All this tweeting and podcasting and suddenly I just don’t have time to review new science fictions shows – or, if I do, I do it on the podcast. That just doesn’t seem right, and one of the staples of my blog has always been reviewing episodes of Primeval. Pity they cancelled it, isn’t it?
Ah, but they didn’t, nearly two years later, Primeval is back. Is it better than before?
For those perhaps not in the loop, Primeval, an ITV science fiction program about temporal anomalies opening corridors between different times and the present, often allowing nasties such as dinosaurs into our own time, ran for 3 successful – if dubiously plotted and scientifically inaccurate – seasons, but, the global economic crisis combined with ITV financial difficulties lead to cost-cutting measures. Primeval, a CGI-heavy series, had to go, but creative financing has brought the show back to our screens. (Well, back to some people’s screens, anyway.)
Synopsis
At the end of the previous series, Danny Quinn, team leader at the Anomaly Research Center (the ARC) was trapped, perhaps forever, in the Pleistocene, having defeated Helen Cutter’s evil plans to destroy mankind. Helen had been killed by a velociraptor that had followed them through the anomaly and Quinn was cut off.
Meanwhile, Abby and Conner had been trapped in the Cretaceous, also with little hope of an anomaly opening on its own.
One year later, with a Spinosaur on their trail, Conner and Abby find Helen Cutter’s anomaly control device and manage to return to the present day, brining a Spinosaur with them. They find themselves face-to-face with the new ARC team and must all work together to stop the Spinosaur.
Analysis
Typically the analysis section of these reviews is where I rip the piss-poor science and ridiculous temporal-plotting, but this episode is something new… there’s really nothing in it. It’s a straight-forward melodrama with no twists or turns and, once past the notion of the anomalies and creatures traveling through time there’s nothing in that to pick on, either.
There are a couple things to note, first, the ARC has been turned into a “public/private partnership” and new character, Philip, Nobel-prize winning genius and inventor of the room-temperature super-conductor now seems to co-own the ARC, and is clearly in a superior position – if equal on paper – with Ben Miller’s returning character of Lester.
Of the old crew, only Becker survived in the present, and he’s been made second-in-command to a new Irish guy who is so non-descript I have to wait for someone to call him by name before I can remember what it is. (OK, I just looked it up, his name is Matt.)
Matt has a secret, he seems to be collaborating with an elderly gentlemen and, if their remarks are to be believed, they’re working together to save the world, and Matt is searching for someone at the ARC.
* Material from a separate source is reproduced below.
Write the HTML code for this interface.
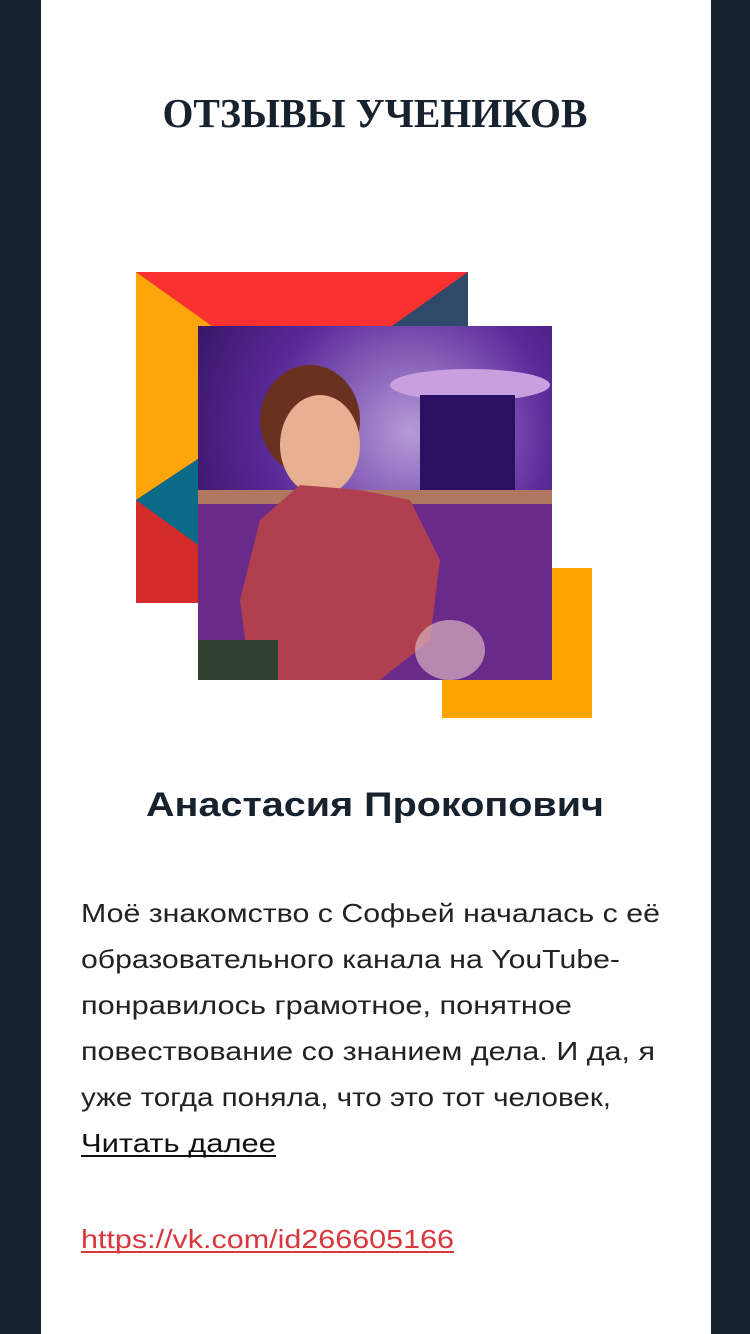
<!DOCTYPE html>
<html><head><meta charset="utf-8"><style>
html,body{margin:0;padding:0;background:#17222f;}
body{width:750px;height:1334px;position:relative;overflow:hidden;}
.col{position:absolute;left:41px;top:0;width:670px;height:1334px;background:#fff;}
svg{position:absolute;left:0;top:0;}
</style></head><body>
<div class="col"></div>
<svg width="750" height="1334" viewBox="0 0 750 1334">
<defs>
<radialGradient id="bg" cx="0.6" cy="0.3" r="0.8">
<stop offset="0" stop-color="#b89ad8"/><stop offset="0.5" stop-color="#5a2a9a"/><stop offset="1" stop-color="#2a0c50"/>
</radialGradient>
</defs>
<text x="375" y="127" text-anchor="middle" font-family="Liberation Serif, serif" font-weight="bold" font-size="41" fill="#17222f" textLength="425" lengthAdjust="spacingAndGlyphs">ОТЗЫВЫ УЧЕНИКОВ</text>
<!-- decor -->
<rect x="136" y="272" width="332" height="331" fill="#d32a2a"/>
<polygon points="136,272 468,272 302,390" fill="#f93131"/>
<polygon points="468,272 468,420 302,390" fill="#2e4a6a"/>
<polygon points="136,272 302,390 136,500" fill="#fda50a"/>
<polygon points="136,500 302,390 302,620" fill="#0a6a88"/>
<rect x="442" y="568" width="150" height="150" fill="#ffa400"/>
<!-- photo -->
<rect x="198" y="326" width="354" height="354" fill="url(#bg)"/>
<rect x="198" y="500" width="354" height="180" fill="#6a2a8a"/>
<rect x="198" y="490" width="354" height="14" fill="#b07860"/>
<ellipse cx="470" cy="385" rx="80" ry="16" fill="#c8a0e0"/>
<rect x="420" y="395" width="95" height="95" fill="#2a1060"/>
<ellipse cx="310" cy="420" rx="50" ry="55" fill="#6a3020"/>
<ellipse cx="320" cy="445" rx="40" ry="50" fill="#e8b090"/>
<polygon points="260,520 300,485 360,490 410,500 440,560 430,640 380,680 250,680 240,600" fill="#b04050"/>
<rect x="198" y="640" width="80" height="40" fill="#304030"/>
<ellipse cx="450" cy="650" rx="35" ry="30" fill="#d8b0c0" opacity="0.7"/>
<text x="375" y="816" text-anchor="middle" font-family="Liberation Sans, sans-serif" font-weight="bold" font-size="34" fill="#17222f" textLength="458" lengthAdjust="spacingAndGlyphs">Анастасия Прокопович</text>
<g font-family="Liberation Sans, sans-serif" font-size="26" fill="#222">
<text x="81" y="922" textLength="579" lengthAdjust="spacingAndGlyphs">Моё знакомство с Софьей началась с её</text>
<text x="81" y="968" textLength="539" lengthAdjust="spacingAndGlyphs">образовательного канала на YouTube-</text>
<text x="81" y="1014" textLength="491" lengthAdjust="spacingAndGlyphs">понравилось грамотное, понятное</text>
<text x="81" y="1060" textLength="574" lengthAdjust="spacingAndGlyphs">повествование со знанием дела. И да, я</text>
<text x="81" y="1106" textLength="530" lengthAdjust="spacingAndGlyphs">уже тогда поняла, что это тот человек,</text>
<text x="81" y="1152" fill="#111" textLength="195" lengthAdjust="spacingAndGlyphs">Читать далее</text>
<text x="81" y="1248" fill="#d9363e" textLength="373" lengthAdjust="spacingAndGlyphs">https://vk.com/id266605166</text>
</g>
<rect x="81" y="1155" width="195" height="2" fill="#111"/>
<rect x="81" y="1251" width="373" height="2" fill="#d9363e"/>
</svg>
</body></html>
My pet theory is that the old man is actually Danny Quinn, returned via anomaly to some point in the past and having lived his entire life waiting for this time. I’ve got nothing to support that; however, in the “summary” at the beginning of the episode, we saw the actors faces of Conner, Abby, even dead characters like Cutter and Helen, but we only ever saw the back of Danny Quinn’s head or a quick shot where his face was obscured. If the character has been written out of the show, why would they hide his face and not the others?
Considering it was such a long time coming, I’ve not got much to say about it.